You can see in this chart the quantity of sales have stayed elevated throughout the 2012.
In this inventory chart you can visually see how the inventory has dropped compared to the past couple years. We’re only running around 2000 units for sale when we historically need approx. 6500 units for a point of supply/demand equilibrium. So now we have 1 1/2 months inventory down from 17 months at the peak.
The result is we have multiple offer scenarios on any MLS listed property that’s priced decently, in any condition. Pricing has been pushed up, creating appraisal issues. Cash buyers are squeezing out traditional owner occupied buyers that need loans. There’s very little time for buyers to evaluate new listings as many are selling within days… sometimes hours.
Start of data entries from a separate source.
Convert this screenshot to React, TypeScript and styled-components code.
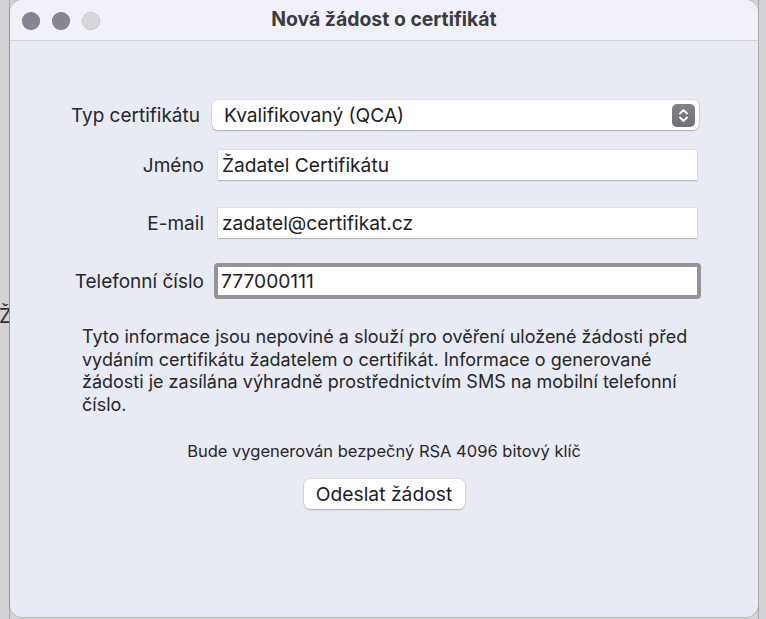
import React from "react";
import styled, { createGlobalStyle } from "styled-components";

const Global = createGlobalStyle`
  html, body { margin: 0; padding: 0; }
  body {
    width: 766px;
    height: 619px;
    overflow: hidden;
    background: #d3d3d7;
    font-family: Inter, "Noto Sans", "DejaVu Sans", sans-serif;
    -webkit-font-smoothing: antialiased;
  }
`;

const Desk = styled.div`
  display: grid;
  grid-template-columns: 10px 748px 8px;
  height: 619px;
  overflow: hidden;
`;

const SideStrip = styled.div<{ $side: "left" | "right" }>`
  background: #d2d2d6;
  overflow: hidden;
  border-${(p) => (p.$side === "left" ? "right" : "left")}: 1px solid #a9a9ae;
`;

const BehindText = styled.div`
  margin-top: 304px;
  margin-left: -1px;
  font-size: 20px;
  color: #2c2c2e;
  line-height: 24px;
`;

const Window = styled.div`
  height: 617px;
  background: #e9ebf4;
  border-radius: 12px;
  overflow: hidden;
  display: flex;
  flex-direction: column;
  box-shadow: 0 0 0 0.5px rgba(0, 0, 0, 0.25);
`;

const TitleBar = styled.div`
  height: 40px;
  flex: none;
  display: grid;
  grid-template-columns: 1fr auto 1fr;
  align-items: center;
  background: #f0f1f9;
  border-bottom: 1px solid #d2d3da;
`;

const Lights = styled.div`
  display: flex;
  gap: 12px;
  padding-left: 12px;
  padding-top: 1px;
`;

const Light = styled.span<{ $dim?: boolean }>`
  width: 18px;
  height: 18px;
  border-radius: 50%;
  background: ${(p) => (p.$dim ? "#d6d6dc" : "#86868d")};
  box-shadow: inset 0 0 0 0.5px rgba(0, 0, 0, 0.15);
`;

const Title = styled.div`
  font-weight: 700;
  font-size: 19.4px;
  color: #3b3b3e;
  padding-bottom: 2px;
`;

const Body = styled.div`
  padding-top: 59px;
  display: flex;
  flex-direction: column;
`;

const Row = styled.div<{ $mt?: number }>`
  display: flex;
  align-items: center;
  margin-top: ${(p) => p.$mt ?? 0}px;
`;

const Label = styled.div<{ $inset?: number }>`
  width: ${(p) => 194 - (p.$inset ?? 0)}px;
  margin-right: ${(p) => p.$inset ?? 0}px;
  flex: none;
  text-align: right;
  font-size: 19px;
  color: #262628;
`;

const Select = styled.div`
  margin-left: 8px;
  width: 487px;
  height: 30px;
  box-sizing: border-box;
  background: #fff;
  border-radius: 6px;
  box-shadow: 0 0 0 0.5px rgba(0, 0, 0, 0.12), 0 1px 1.5px rgba(0, 0, 0, 0.22);
  display: flex;
  align-items: center;
  justify-content: space-between;
  padding: 0 4px 0 12px;
  font-size: 19.2px;
  color: #1d1d1f;
`;

const Stepper = styled.div`
  width: 23px;
  height: 23px;
  border-radius: 5px;
  background: linear-gradient(#828286, #717175);
  display: flex;
  align-items: center;
  justify-content: center;
`;

const Field = styled.div<{ $focused?: boolean }>`
  box-sizing: border-box;
  background: #fff;
  display: flex;
  align-items: center;
  font-size: 19.2px;
  color: #1d1d1f;
  ${(p) =>
    p.$focused
      ? `
    margin-left: 10px;
    width: 487px;
    height: 36px;
    border: 4.5px solid #949498;
    border-radius: 4px;
    padding-left: 3px;
  `
      : `
    margin-left: 14px;
    width: 479px;
    height: 30px;
    padding-left: 4px;
    box-shadow: 0 0 0 0.5px rgba(0,0,0,0.1), 0 1px 1px rgba(0,0,0,0.18);
  `}
`;

const Info = styled.p`
  margin: 27px 0 0 72px;
  width: 640px;
  font-size: 18px;
  line-height: 22.5px;
  color: #262628;
  white-space: nowrap;
`;

const KeyNote = styled.div`
  margin-top: 25px;
  text-align: center;
  font-size: 16.5px;
  color: #262628;
`;

const ButtonRow = styled.div`
  display: flex;
  justify-content: center;
  margin-top: 18px;
`;

const Button = styled.button`
  width: 161px;
  height: 30px;
  border: none;
  background: #fff;
  border-radius: 6px;
  box-shadow: 0 0 0 0.5px rgba(0, 0, 0, 0.12), 0 1px 1.5px rgba(0, 0, 0, 0.22);
  font-family: inherit;
  font-size: 19.3px;
  color: #1d1d1f;
  padding: 0;
`;

export default function App() {
  return (
    <>
      <Global />
      <Desk>
        <SideStrip $side="left">
          <BehindText>Ž</BehindText>
        </SideStrip>
        <Window>
          <TitleBar>
            <Lights>
              <Light />
              <Light />
              <Light $dim />
            </Lights>
            <Title>Nová žádost o certifikát</Title>
            <div />
          </TitleBar>
          <Body>
            <Row>
              <Label $inset={4}>Typ certifikátu</Label>
              <Select>
                <span>Kvalifikovaný (QCA)</span>
                <Stepper>
                  <svg width="13" height="17" viewBox="0 0 13 17" fill="none">
                    <path d="M3 6.5 L6.5 3 L10 6.5" stroke="#fff" strokeWidth="1.8" strokeLinecap="round" strokeLinejoin="round" />
                    <path d="M3 10.5 L6.5 14 L10 10.5" stroke="#fff" strokeWidth="1.8" strokeLinecap="round" strokeLinejoin="round" />
                  </svg>
                </Stepper>
              </Select>
            </Row>
            <Row $mt={20}>
              <Label>Jméno</Label>
              <Field>Žadatel Certifikátu</Field>
            </Row>
            <Row $mt={28}>
              <Label>E-mail</Label>
              <Field>zadatel@certifikat.cz</Field>
            </Row>
            <Row $mt={25}>
              <Label>Telefonní číslo</Label>
              <Field $focused>777000111</Field>
            </Row>
            <Info>
              Tyto informace jsou nepoviné a slouží pro ověření uložené žádosti před
              <br />
              vydáním certifikátu žadatelem o certifikát. Informace o generované
              <br />
              žádosti je zasílána výhradně prostřednictvím SMS na mobilní telefonní
              <br />
              číslo.
            </Info>
            <KeyNote>Bude vygenerován bezpečný RSA 4096 bitový klíč</KeyNote>
            <ButtonRow>
              <Button>Odeslat žádost</Button>
            </ButtonRow>
          </Body>
        </Window>
        <SideStrip $side="right" />
      </Desk>
    </>
  );
}
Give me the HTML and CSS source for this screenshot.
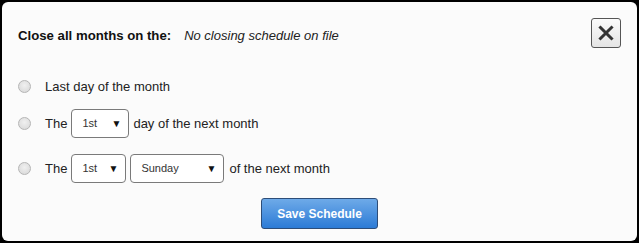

You can see in this chart that inventory is down across all price ranges year over year, especially in the critical $250-$600k bracket.
The sales are solid across all price ranges but in particular they’re strong below $600k.
The unfortunate aspect of this market is with all the foreclosures in the system, very little are being submitted to the traditional market. Large blocks of properties are being sold to investment groups. Don’t exclusively bash Wall Street. There are several Hedge Funds, REITs and local syndications buying properties, but there’s also a lot of foreign money from the Middle East, Asia and Russia buying in bulk directly from Freddie, Fannie, and other major lending institutions.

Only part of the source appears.